Problem to work on:
Write out the listing below exactly, and omit any images you find in it.

——

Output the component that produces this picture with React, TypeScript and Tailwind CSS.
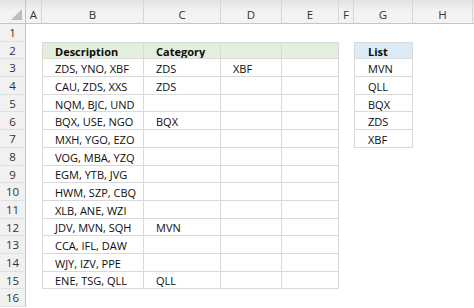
import React from "react";

const COLS = ["A", "B", "C", "D", "E", "F", "G", "H"];

const rows: Record<number, { b: string; c?: string; d?: string }> = {
  3: { b: "ZDS, YNO, XBF", c: "ZDS", d: "XBF" },
  4: { b: "CAU, ZDS, XXS", c: "ZDS" },
  5: { b: "NQM, BJC, UND" },
  6: { b: "BQX, USE, NGO", c: "BQX" },
  7: { b: "MXH, YGO, EZO" },
  8: { b: "VOG, MBA, YZQ" },
  9: { b: "EGM, YTB, JVG" },
  10: { b: "HWM, SZP, CBQ" },
  11: { b: "XLB, ANE, WZI" },
  12: { b: "JDV, MVN, SQH", c: "MVN" },
  13: { b: "CCA, IFL, DAW" },
  14: { b: "WJY, IZV, PPE" },
  15: { b: "ENE, TSG, QLL", c: "QLL" },
};

const list = ["MVN", "QLL", "BQX", "ZDS", "XBF"];

const B = "border-[#d9d9d9]";

function Cell({
  children,
  className = "",
}: {
  children?: React.ReactNode;
  className?: string;
}) {
  return (
    <div
      className={`flex items-center pt-[2px] pl-[12px] whitespace-nowrap overflow-hidden text-[11px] leading-none text-[#0d0d0d] ${className}`}
    >
      {children}
    </div>
  );
}

function tableCell(r: number, col: string): { cls: string; text?: string } {
  // Table B2:E15
  if (r >= 2 && r <= 15 && ["B", "C", "D", "E"].includes(col)) {
    let cls = `border-r border-b ${B}`;
    if (col === "B") cls += " border-l";
    if (r === 2) cls += " border-t bg-[#e2efda] font-bold";
    let text: string | undefined;
    if (r === 2) {
      if (col === "B") text = "Description";
      if (col === "C") text = "Category";
    } else {
      const row = rows[r];
      if (col === "B") text = row.b;
      if (col === "C") text = row.c;
      if (col === "D") text = row.d;
    }
    return { cls, text };
  }
  // List G2:G7
  if (col === "G" && r >= 2 && r <= 7) {
    let cls = `border-l border-r border-b ${B} pl-[13px]`;
    if (r === 2) cls += " border-t bg-[#ddebf7] font-bold";
    return { cls, text: r === 2 ? "List" : list[r - 3] };
  }
  return { cls: "" };
}

export default function App() {
  const rowNums = Array.from({ length: 16 }, (_, i) => i + 1);
  return (
    <div
      className="w-[474px] h-[308px] overflow-hidden bg-white"
      style={{ fontFamily: '"Open Sans", "Noto Sans", sans-serif' }}
    >
      <div className="grid grid-cols-[26px_16px_102px_77px_61px_57px_15px_59px_60px_1fr] grid-rows-[24px_repeat(16,17.7px)]">
        {/* corner */}
        <div className="relative border-r border-b border-[#c4c4c4] bg-gradient-to-b from-[#e2e2e2] to-[#f3f3f3] to-50%">
          <svg
            className="absolute left-0 top-0"
            width="26"
            height="24"
            viewBox="0 0 26 24"
          >
            <polygon points="22,9 22,20 11,20" fill="#bdbdbd" />
          </svg>
        </div>
        {COLS.map((c) => (
          <div
            key={c}
            className="flex items-center justify-center pt-[6px] border-r border-b border-r-[#d6d6d6] border-b-[#c4c4c4] bg-gradient-to-b from-[#e2e2e2] to-[#f3f3f3] to-50% text-[11.5px] leading-none text-[#333]"
          >
            {c}
          </div>
        ))}
        <div className="border-b border-[#c4c4c4] bg-gradient-to-b from-[#e2e2e2] to-[#f3f3f3] to-50%" />

        {rowNums.map((r) => (
          <React.Fragment key={r}>
            <div className="flex items-center justify-center pt-[1px] border-r border-b border-r-[#c4c4c4] border-b-[#e0e0e0] bg-[#f1f1f1] text-[11.5px] leading-none text-[#333]">
              {r}
            </div>
            {COLS.map((c) => {
              const { cls, text } = tableCell(r, c);
              return (
                <Cell key={c} className={cls}>
                  {text}
                </Cell>
              );
            })}
            <div />
          </React.Fragment>
        ))}
      </div>
    </div>
  );
}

——

Final result:
Output the component that produces this picture with React, TypeScript and Tailwind CSS.
import React from "react";

const COLS = ["A", "B", "C", "D", "E", "F", "G", "H"];

const rows: Record<number, { b: string; c?: string; d?: string }> = {
  3: { b: "ZDS, YNO, XBF", c: "ZDS", d: "XBF" },
  4: { b: "CAU, ZDS, XXS", c: "ZDS" },
  5: { b: "NQM, BJC, UND" },
  6: { b: "BQX, USE, NGO", c: "BQX" },
  7: { b: "MXH, YGO, EZO" },
  8: { b: "VOG, MBA, YZQ" },
  9: { b: "EGM, YTB, JVG" },
  10: { b: "HWM, SZP, CBQ" },
  11: { b: "XLB, ANE, WZI" },
  12: { b: "JDV, MVN, SQH", c: "MVN" },
  13: { b: "CCA, IFL, DAW" },
  14: { b: "WJY, IZV, PPE" },
  15: { b: "ENE, TSG, QLL", c: "QLL" },
};

const list = ["MVN", "QLL", "BQX", "ZDS", "XBF"];

const B = "border-[#d9d9d9]";

function Cell({
  children,
  className = "",
}: {
  children?: React.ReactNode;
  className?: string;
}) {
  return (
    <div
      className={`flex items-center pt-[2px] pl-[12px] whitespace-nowrap overflow-hidden text-[11px] leading-none text-[#0d0d0d] ${className}`}
    >
      {children}
    </div>
  );
}

function tableCell(r: number, col: string): { cls: string; text?: string } {
  // Table B2:E15
  if (r >= 2 && r <= 15 && ["B", "C", "D", "E"].includes(col)) {
    let cls = `border-r border-b ${B}`;
    if (col === "B") cls += " border-l";
    if (r === 2) cls += " border-t bg-[#e2efda] font-bold";
    let text: string | undefined;
    if (r === 2) {
      if (col === "B") text = "Description";
      if (col === "C") text = "Category";
    } else {
      const row = rows[r];
      if (col === "B") text = row.b;
      if (col === "C") text = row.c;
      if (col === "D") text = row.d;
    }
    return { cls, text };
  }
  // List G2:G7
  if (col === "G" && r >= 2 && r <= 7) {
    let cls = `border-l border-r border-b ${B} pl-[13px]`;
    if (r === 2) cls += " border-t bg-[#ddebf7] font-bold";
    return { cls, text: r === 2 ? "List" : list[r - 3] };
  }
  return { cls: "" };
}

export default function App() {
  const rowNums = Array.from({ length: 16 }, (_, i) => i + 1);
  return (
    <div
      className="w-[474px] h-[308px] overflow-hidden bg-white"
      style={{ fontFamily: '"Open Sans", "Noto Sans", sans-serif' }}
    >
      <div className="grid grid-cols-[26px_16px_102px_77px_61px_57px_15px_59px_60px_1fr] grid-rows-[24px_repeat(16,17.7px)]">
        {/* corner */}
        <div className="relative border-r border-b border-[#c4c4c4] bg-gradient-to-b from-[#e2e2e2] to-[#f3f3f3] to-50%">
          <svg
            className="absolute left-0 top-0"
            width="26"
            height="24"
            viewBox="0 0 26 24"
          >
            <polygon points="22,9 22,20 11,20" fill="#bdbdbd" />
          </svg>
        </div>
        {COLS.map((c) => (
          <div
            key={c}
            className="flex items-center justify-center pt-[6px] border-r border-b border-r-[#d6d6d6] border-b-[#c4c4c4] bg-gradient-to-b from-[#e2e2e2] to-[#f3f3f3] to-50% text-[11.5px] leading-none text-[#333]"
          >
            {c}
          </div>
        ))}
        <div className="border-b border-[#c4c4c4] bg-gradient-to-b from-[#e2e2e2] to-[#f3f3f3] to-50%" />

        {rowNums.map((r) => (
          <React.Fragment key={r}>
            <div className="flex items-center justify-center pt-[1px] border-r border-b border-r-[#c4c4c4] border-b-[#e0e0e0] bg-[#f1f1f1] text-[11.5px] leading-none text-[#333]">
              {r}
            </div>
            {COLS.map((c) => {
              const { cls, text } = tableCell(r, c);
              return (
                <Cell key={c} className={cls}>
                  {text}
                </Cell>
              );
            })}
            <div />
          </React.Fragment>
        ))}
      </div>
    </div>
  );
}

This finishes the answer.